Balancing & juggling go great together and audiences love balance tricks so learning a few can be quite valuable for the performing juggler. Also once you learn the skill balancing is much easier and less tiring than most juggling tricks so it should also appeal to the more lazy juggler.
Many of us learned to balance some kind of sports utensil like a baseball bat or a tennis racquet, usually on our hand, and that's a good place to start. The easiest thing I've seen to balance is a peacock feather, they fall very slowly and can teach you the basics very quickly. However they're not too easy to find, a broomstick or mop makes a decent second choice. Try to find something at least 4 feet long.
Begin by placing one end in your open palm and with your other hand hold the stick upright. You have to keep your eyes focused on the very top of whatever you're balancing, that's the secret, the rest is practice. If you look away even for an instant the stick will fall. Even once you've mastered balancing more than a quick blink will end the trick. So keep your eyes focused on the very top, no exceptions!
Work on trying to relax your balance and make smaller and smaller movements for corrections, once you have a balance nailed you can stay nearly still.
Balancing on your head
A little tougher than balancing on your hands is balancing on your head. But it's more impressive and you have your hands free. The same principles apply, watch the top and work on minimizing your movement.
Pay attention to where your weight is, if you stand forward with your weight on your toes it can be difficult as you're leaning forward and then tilting your head back, try to keep your weight more centered or on your heels while balancing with your head.
The 4 main spots to balance on your head are chin, lips, nose and forehead.
- Your chin can hold a lot of weight and you get a great view of your balancing object, it's a stable and relatively easy position to maintain a balance.
- Some people balance on the lips, I think it looks and tastes funny, I'm against it.

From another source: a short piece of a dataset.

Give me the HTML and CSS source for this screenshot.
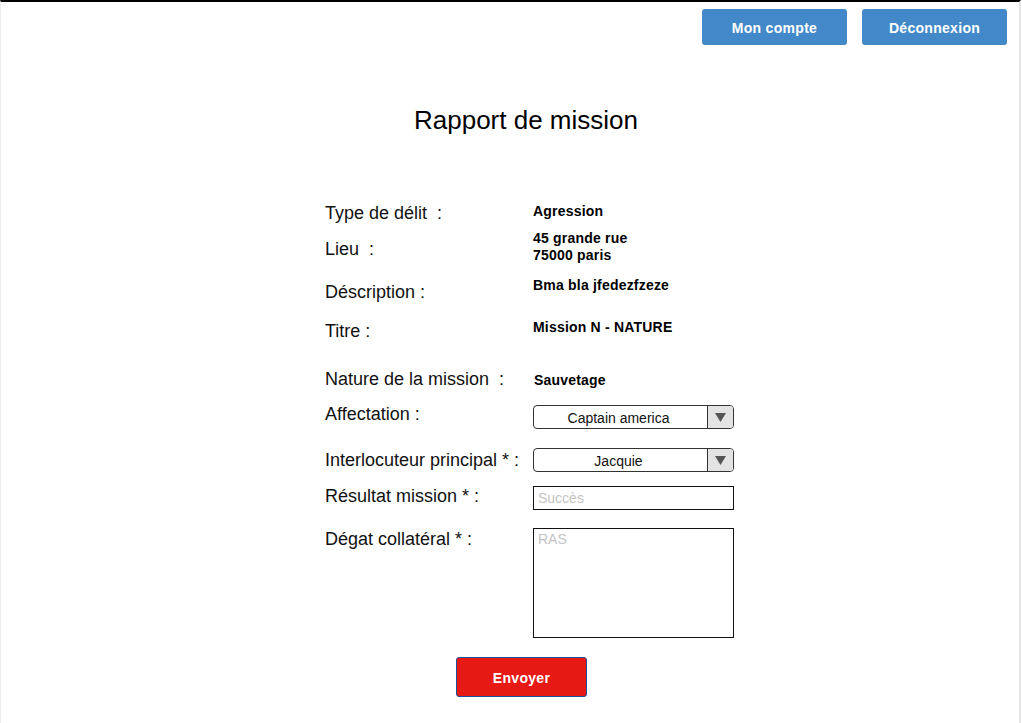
FILE: index.html
```html
<!DOCTYPE html>
<html lang="fr">
<head>
<meta charset="utf-8">
<title>Rapport de mission</title>
<link rel="stylesheet" href="styles.css">
</head>
<body>
<div class="page">
  <header class="topbar">
    <button class="btn btn-blue">Mon compte</button>
    <button class="btn btn-blue">Déconnexion</button>
  </header>

  <h1 class="title">Rapport de mission</h1>

  <form class="form">
    <div class="row r1">
      <span class="label">Type de délit&nbsp; :</span>
      <span class="value">Agression</span>
    </div>
    <div class="row r2">
      <span class="label pad9">Lieu&nbsp; :</span>
      <span class="value">45 grande rue<br>75000 paris</span>
    </div>
    <div class="row r3">
      <span class="label pad5">Déscription :</span>
      <span class="value">Bma bla jfedezfzeze</span>
    </div>
    <div class="row r4">
      <span class="label pad2">Titre :</span>
      <span class="value">Mission N - NATURE</span>
    </div>
    <div class="row r5">
      <span class="label">Nature de la mission&nbsp; :</span>
      <span class="value value-mid">Sauvetage</span>
    </div>
    <div class="row r6">
      <span class="label">Affectation :</span>
      <div class="select mt2">
        <span class="select-text">Captain america</span>
        <span class="select-arrow"><svg width="11" height="9" viewBox="0 0 11 9"><path d="M0 0H11L5.5 9Z" fill="#555"/></svg></span>
      </div>
    </div>
    <div class="row r7">
      <span class="label pad1">Interlocuteur principal * :</span>
      <div class="select">
        <span class="select-text">Jacquie</span>
        <span class="select-arrow"><svg width="11" height="9" viewBox="0 0 11 9"><path d="M0 0H11L5.5 9Z" fill="#555"/></svg></span>
      </div>
    </div>
    <div class="row r8">
      <span class="label">Résultat mission * :</span>
      <div class="input mt1"><span class="placeholder">Succès</span></div>
    </div>
    <div class="row r9">
      <span class="label">Dégat collatéral * :</span>
      <div class="textarea"><span class="placeholder">RAS</span></div>
    </div>
    <div class="actions">
      <button type="button" class="btn btn-red">Envoyer</button>
    </div>
  </form>
</div>
</body>
</html>
```

FILE: styles.css
```css
html, body {
  margin: 0;
  padding: 0;
  background: #fff;
}

body {
  font-family: "Liberation Sans", Arial, sans-serif;
  color: #111;
}

.page {
  width: 1021px;
  height: 723px;
  box-sizing: border-box;
  border-top: 2px solid #000;
  border-left: 1px solid #ececec;
  border-right: 2px solid #e6e6e6;
  overflow: hidden;
}

.topbar {
  display: flex;
  justify-content: flex-end;
  gap: 15px;
  padding: 7px 12px 0 0;
}

.btn {
  font-family: "Liberation Sans", Arial, sans-serif;
  font-weight: bold;
  font-size: 14px;
  letter-spacing: 0.3px;
  color: #fff;
  border: none;
  cursor: pointer;
  padding: 0;
}

.btn-blue {
  width: 145px;
  height: 36px;
  padding-top: 2px;
  background: #4389c9;
  border-radius: 3px;
}

.btn-red {
  width: 131px;
  height: 40px;
  padding-top: 1px;
  background: #e61914;
  border: 1px solid #1f4e9a;
  border-radius: 3px;
}

.title {
  margin: 60px 0 0 0;
  padding-left: 32px;
  text-align: center;
  font-size: 26px;
  line-height: 30px;
  font-weight: normal;
  color: #000;
}

.form {
  margin: 67px 0 0 0;
  padding-left: 324px;
}

.row {
  display: grid;
  grid-template-columns: 208px 201px;
  align-items: start;
}

.r2 { margin-top: 5px; }
.r3 { margin-top: 12px; }
.r4 { margin-top: 15px; }
.r5 { margin-top: 26px; align-items: center; }
.r6 { margin-top: 13px; }
.r7 { margin-top: 19px; }
.r8 { margin-top: 13px; }
.r9 { margin-top: 18px; }

.label {
  font-size: 18px;
  line-height: 22px;
  color: #111;
  white-space: nowrap;
}

.pad1 { padding-top: 1px; }
.pad2 { padding-top: 2px; }
.pad5 { padding-top: 5px; }
.pad9 { padding-top: 9px; }
.mt1 { margin-top: 1px; }
.mt2 { margin-top: 2px; }

.value {
  font-size: 14px;
  font-weight: bold;
  line-height: 17px;
  letter-spacing: 0.2px;
  color: #000;
  padding-top: 1px;
}

.value-mid {
  padding-left: 1px;
  padding-top: 2px;
}

.select {
  display: flex;
  height: 24px;
  box-sizing: border-box;
  border: 1px solid #333;
  border-radius: 4px;
  overflow: hidden;
}

.select-text {
  flex: 1;
  text-align: center;
  font-size: 14px;
  line-height: 22px;
  padding-top: 1px;
  color: #111;
  padding-right: 4px;
}

.select-arrow {
  width: 25px;
  background: #e3e3e3;
  border-left: 1px solid #333;
  display: flex;
  align-items: center;
  justify-content: center;
}

.input {
  height: 24px;
  box-sizing: border-box;
  border: 1px solid #111;
  padding: 0 4px;
  font-size: 14px;
  line-height: 22px;
}

.textarea {
  height: 110px;
  box-sizing: border-box;
  border: 1px solid #111;
  padding: 2px 4px;
  font-size: 14px;
  line-height: 17px;
}

.placeholder {
  color: #c4c4c4;
}

.actions {
  margin-top: 19px;
  padding-left: 131px;
}
```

- The nose is the classic balance spot, it's the audience's favorite and the spot of choice but it can't take much weight, doesn't have the best view and it can be slippery.
- The forehead is a good spot popular amongst jugglers doing combination tricks. It can be tricky at first since all the other balance points you look down at your object but when balancing on the forehead you look up at it. This isn't any harder but might take a few minutes to get used to.
Taller is easier
Most people will assume balancing taller things is much harder than balancing short things but they're wrong. Balancing a pool cue or an umbrella is much more impressive than balancing a pencil yet it takes a small fraction of the skill the pencil does. A 12 foot pole is nothing compared to balancing a teaspoon.
Put some weight on top
Following along with the theme of looks harder but is actually easier, try adding some weight up top. You'll often see performers add something to the top of a balance to increase the drama and suspense, they're also making the trick easier. Whatever you balance it's always easier to put the heavy part up top.
Balancing & juggling
Now that you've mastered balancing it's time to combine a balance on the head & a juggling pattern. This is an advanced trick so don't worry if it takes a few years. To combine the two you must be able to juggle without ever looking directly at the juggling objects since you can't ever look away from the balance. This means you only get to watch your juggling with your peripheral vision. It turns out 3 clubs is the easiest trick to do this with. To build skills before you try adding a balance try keeping 3 clubs going and look at your chest or the floor, this prevents you from seeing the top of your juggling pattern and is almost as hard as juggling blindfolded. You can also practice 3 clubs with your eyes closed (it's not as hard as it seems, still hard, just not as much as it seems).
Once you feel comfortable with 3 clubs without looking directly at them try to simply pass one club back and forth while keeping a balance. If you're human you'll find it damn tough. After you can flip one club back and forth without taking your attention away from the balance move on to 3 clubs.
That should keep you busy for a few years, have fun.